Ten tips and ways a teacher can encourage acceptance of special needs students


Ten tips for teachers

Educators are unsung heroes in our society. They make sure young people are armed with the information they need to become productive adults. They continue to move students progressively upward. Too often, teachers have been forced to be all things to all people. In the case of teachers that have children with special needs in their classrooms, there is another task: To encourage a child that has a disability to participate in the learning environment even if they communicate differently, or complete assignments in an alternative fashion.

Here are 10 ways a teacher can encourage acceptance of special needs students.

 

Understand the nature of a child’s disability.

Once an educator understands a child’s abilities and challenges, he or she will have a better idea about how to proceed with lesson plans.

Teach from a compassionate point of view.

A child with disabilities is already concerned about standing out – it’s a time in life when children prefer to fit in.. In many cases, special needs children don’t need the bar lowered for their benefit. But they also don’t want the requirements to be so vastly different from the way other students satisfy the assignment that it attracts unwanted attention.

Make sure students are showing sensitivity.

Today, with bullying prevention being in the forefront of school activities, new programs to encourage kindness among children are becoming the norm

Call on a special needs student during lectures.

This one may seem simple, but students with disabilities want to participate in class. If they use alternative or assistive devices to communicate, allow them to use it to answer questions. Call on students when they volunteer to answer a question, or even when they don’t.

Find ways similar paths for physical participation.

Children with physical difficulties often have trouble taking part in activities. If students are playing baseball, let a student wheel around the bases, or if there is the possibility of obtaining adaptive equipment, an educator should look into it.

Give children all of the information they need about a classmate’s disability.

Educators should explain to children that a special needs student may move differently than they do. Or, they may speak differently than they do. Creating an atmosphere where everyone is comfortable is helpful to all students.

Discuss the importance of diversity and social acceptance.

An educator can help students see that there are all different sorts of people in the world, and everyone has something to contribute. Give students examples of people that have disabilities that have contributed something unique to the world. This way, they’ll see being different is valuable.

Debunk the meaning of “normal.”

Each person has their own definition of what’s normal. People with disabilities have a certain number of tasks they complete during the day, and certain ways they accomplish goals. Teachers can explain that this is as normal to the student with special needs as another student’s daily routine is to his or herself.

Ask a child – any child – if you can help them out.

If a child seems to be having a difficult time reaching out or participating, ask them directly how a teacher can help. If that means breaking the ice between a student with special needs and his or her classmates, then why not schedule some group assignments so students can get to know each other better?

Address stereotypes.

Negative perceptions can be irritatingly difficult to break. All children – not only those with disabilities – need to know that they are unique. Teachers are role models that have the ability to help children move past stereotypes, and at every turn, it helps children learn to love themselves and others is they understand that everyone is different.

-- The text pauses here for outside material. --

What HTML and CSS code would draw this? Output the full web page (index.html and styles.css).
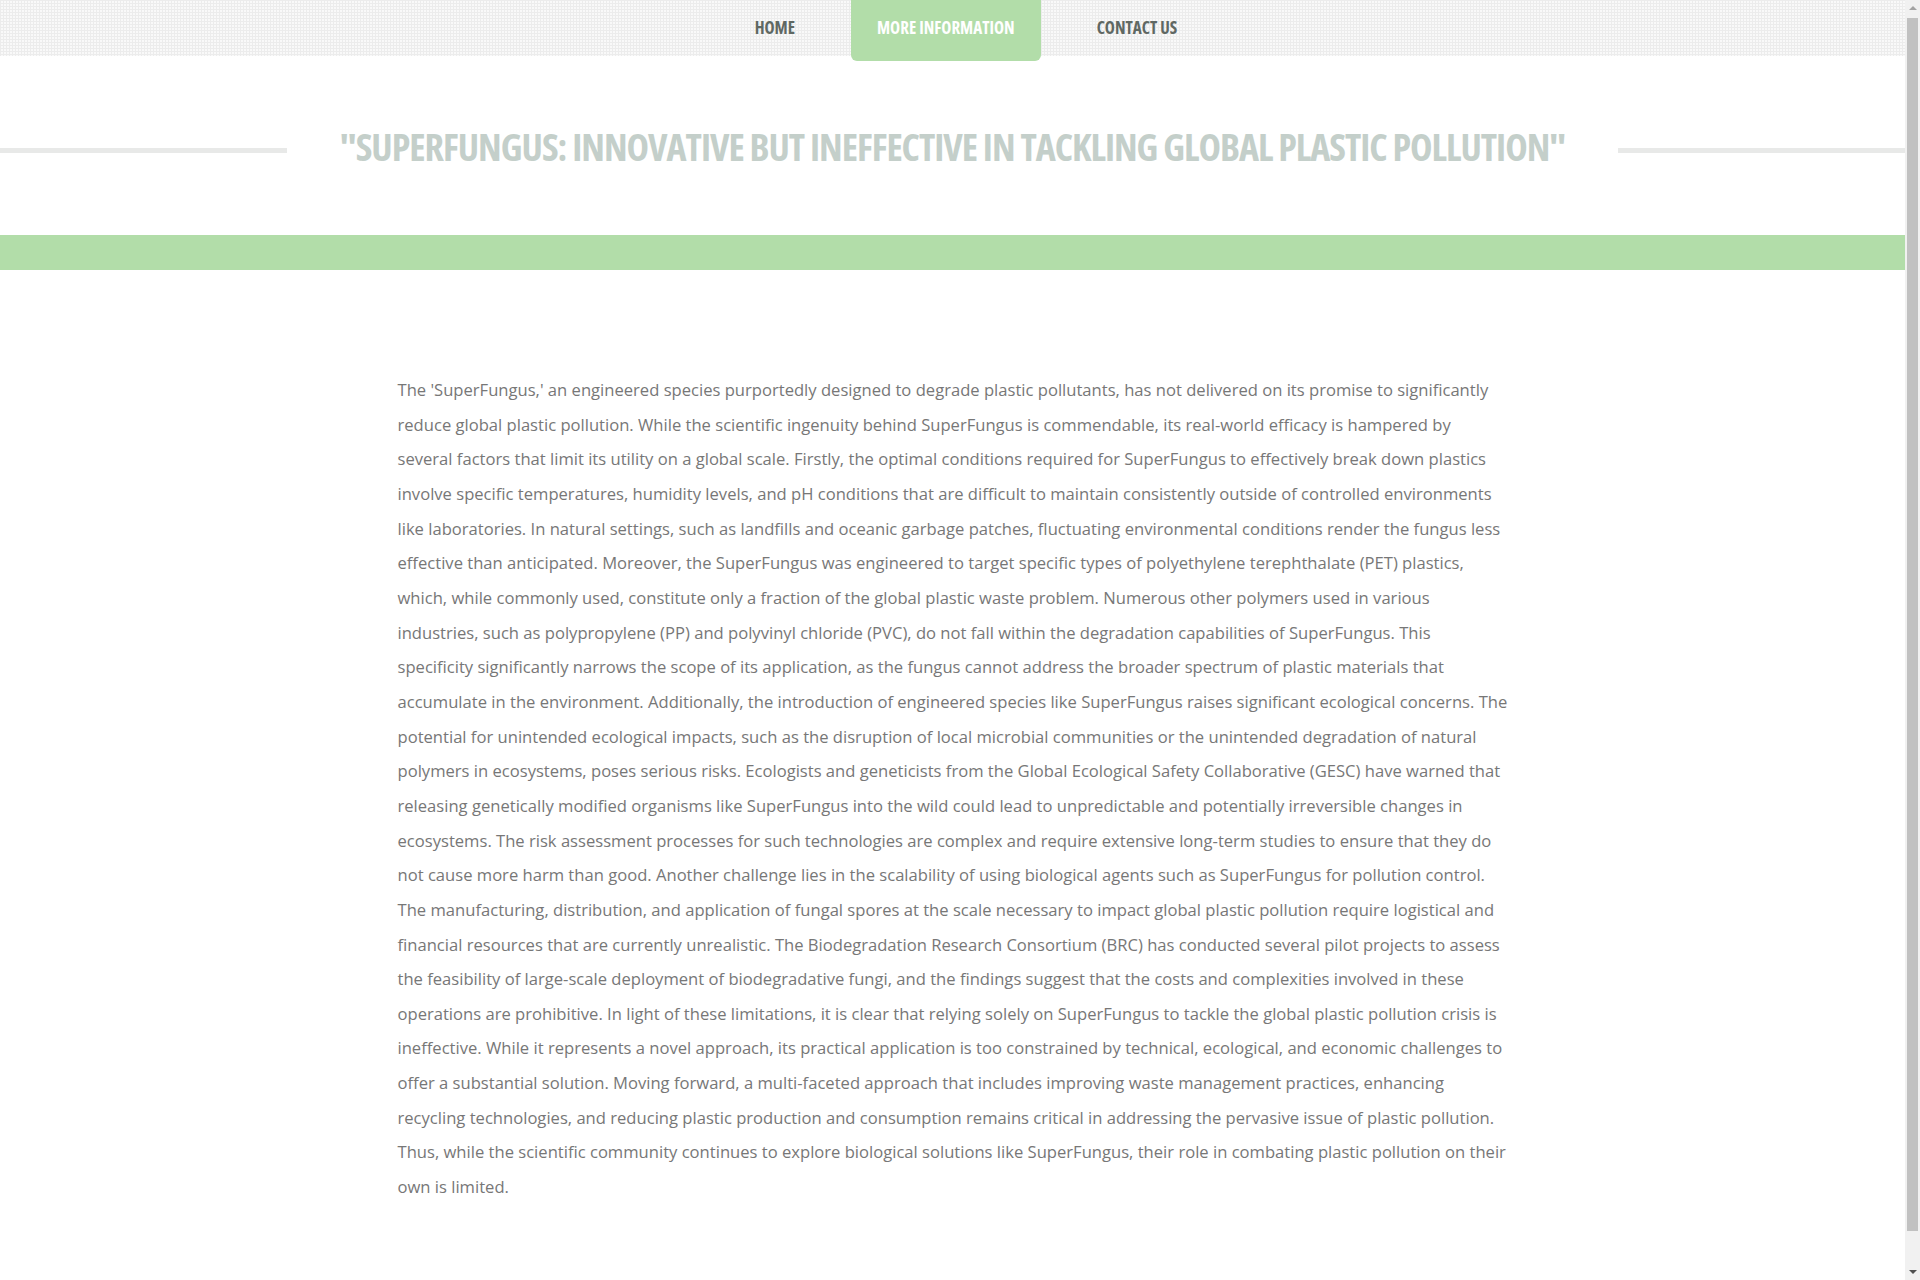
FILE: index.html
```html
<!DOCTYPE html>
<html lang="en">
<head>
<meta charset="utf-8">
<title>SuperFungus</title>
<link rel="stylesheet" href="styles.css">
</head>
<body>
<div class="page">
  <header class="topbar">
    <nav class="nav">
      <ul class="menu">
        <li class="menu-item"><a href="#">HOME</a></li>
        <li class="menu-item active"><a href="#">MORE INFORMATION</a></li>
        <li class="menu-item"><a href="#">CONTACT US</a></li>
      </ul>
    </nav>
  </header>
  <section class="title-row">
    <span class="rule"></span>
    <h1 class="title">"SUPERFUNGUS: INNOVATIVE BUT INEFFECTIVE IN TACKLING GLOBAL PLASTIC POLLUTION"</h1>
    <span class="rule"></span>
  </section>
  <div class="band"></div>
  <main class="content">
    <p>The 'SuperFungus,' an engineered species purportedly designed to degrade plastic pollutants, has not delivered on its promise to significantly reduce global plastic pollution. While the scientific ingenuity behind SuperFungus is commendable, its real-world efficacy is hampered by several factors that limit its utility on a global scale. Firstly, the optimal conditions required for SuperFungus to effectively break down plastics involve specific temperatures, humidity levels, and pH conditions that are difficult to maintain consistently outside of controlled environments like laboratories. In natural settings, such as landfills and oceanic garbage patches, fluctuating environmental conditions render the fungus less effective than anticipated. Moreover, the SuperFungus was engineered to target specific types of polyethylene terephthalate (PET) plastics, which, while commonly used, constitute only a fraction of the global plastic waste problem. Numerous other polymers used in various industries, such as polypropylene (PP) and polyvinyl chloride (PVC), do not fall within the degradation capabilities of SuperFungus. This specificity significantly narrows the scope of its application, as the fungus cannot address the broader spectrum of plastic materials that accumulate in the environment. Additionally, the introduction of engineered species like SuperFungus raises significant ecological concerns. The potential for unintended ecological impacts, such as the disruption of local microbial communities or the unintended degradation of natural polymers in ecosystems, poses serious risks. Ecologists and geneticists from the Global Ecological Safety Collaborative (GESC) have warned that releasing genetically modified organisms like SuperFungus into the wild could lead to unpredictable and potentially irreversible changes in ecosystems. The risk assessment processes for such technologies are complex and require extensive long-term studies to ensure that they do not cause more harm than good. Another challenge lies in the scalability of using biological agents such as SuperFungus for pollution control. The manufacturing, distribution, and application of fungal spores at the scale necessary to impact global plastic pollution require logistical and financial resources that are currently unrealistic. The Biodegradation Research Consortium (BRC) has conducted several pilot projects to assess the feasibility of large-scale deployment of biodegradative fungi, and the findings suggest that the costs and complexities involved in these operations are prohibitive. In light of these limitations, it is clear that relying solely on SuperFungus to tackle the global plastic pollution crisis is ineffective. While it represents a novel approach, its practical application is too constrained by technical, ecological, and economic challenges to offer a substantial solution. Moving forward, a multi-faceted approach that includes improving waste management practices, enhancing recycling technologies, and reducing plastic production and consumption remains critical in addressing the pervasive issue of plastic pollution. Thus, while the scientific community continues to explore biological solutions like SuperFungus, their role in combating plastic pollution on their own is limited.</p>
  </main>
</div>
<div class="scrollbar" aria-hidden="true">
  <span class="sb-arrow sb-up"></span>
  <span class="sb-thumb"></span>
  <span class="sb-arrow sb-down"></span>
</div>
</body>
</html>
```
FILE: styles.css
```css
html, body {
  margin: 0;
  padding: 0;
  background: #ffffff;
}
body {
  font-family: "Open Sans", "Liberation Sans", sans-serif;
  color: #777777;
}
.page {
  margin-right: 15px;
}
.topbar {
  height: 56px;
  background-color: #f9f9f9;
  background-image:
    linear-gradient(to right, #ececec 1px, transparent 1px),
    linear-gradient(to bottom, #ececec 1px, transparent 1px);
  background-size: 3px 3px;
}
.nav {
  display: flex;
  justify-content: center;
  padding-left: 27px;
}
.menu {
  list-style: none;
  margin: 0;
  padding: 0;
  display: flex;
  gap: 30px;
}
.menu-item a {
  display: block;
  height: 61px;
  box-sizing: border-box;
  padding: 18px 26px 0;
  line-height: 20px;
  font-size: 17px;
  font-weight: 700;
  font-stretch: 75%;
  color: #5f6863;
  text-decoration: none;
}
.menu-item.active a {
  background: #b2dda9;
  color: #ffffff;
  border-radius: 0 0 6px 6px;
}
.title-row {
  display: flex;
  align-items: flex-start;
  margin-top: 66px;
}
.rule {
  flex: 1;
  height: 5px;
  margin-top: 26px;
  background: #e8e9e8;
}
.title {
  margin: 0 53px;
  font-size: 38px;
  line-height: 48px;
  font-weight: 700;
  font-stretch: 75%;
  letter-spacing: -1px;
  color: #c4cfca;
  white-space: nowrap;
}
.band {
  height: 35px;
  margin-top: 65px;
  background: #b2dda9;
}
.content {
  width: 1110px;
  margin: 103px auto 0;
  padding-bottom: 114px;
}
.content p {
  margin: 0;
  font-size: 16.6px;
  font-kerning: none;
  line-height: 34.66px;
  color: #777777;
}
.scrollbar {
  position: fixed;
  top: 0;
  right: 0;
  bottom: 0;
  width: 15px;
  background: #f1f1f1;
  display: flex;
  flex-direction: column;
  align-items: center;
}
.sb-arrow {
  width: 0;
  height: 0;
  border-left: 4px solid transparent;
  border-right: 4px solid transparent;
  margin: 5px 0;
}
.sb-up {
  border-bottom: 4px solid #a3a3a3;
  margin-top: 6px;
}
.sb-down {
  border-top: 4px solid #505050;
  margin-bottom: 6px;
}
.sb-thumb {
  width: 11px;
  flex: 1;
  margin: 3px 0 34px;
  background: #c1c1c1;
}
```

Suggestions to enhance a student’s development:
  1. Remember a student with cerebral palsy is very much like any other student.
  2. The student gets the same enjoyment as other students from having friends and being accepted.
  3. Focus on what a student can do and the ways in which the student’s capabilities can be developed to experience success and so develop a positive self-concept.
  4. See beyond the disability to the whole child.
  5. Encourage and explain to other students how it is important for the student with cerebral palsy to be as independent as possible.
  6. Allow the student the opportunity to participate in all aspects of the curriculum.
  7. Remain optimistic yet realistic about the student’s progress.
  8. Work closely with parents and other professionals to help the student maximize his/her potential. A positive attitude will influence others, including all students.
  9. Become informed about cerebral palsy and the individual student’s abilities, needs and interests.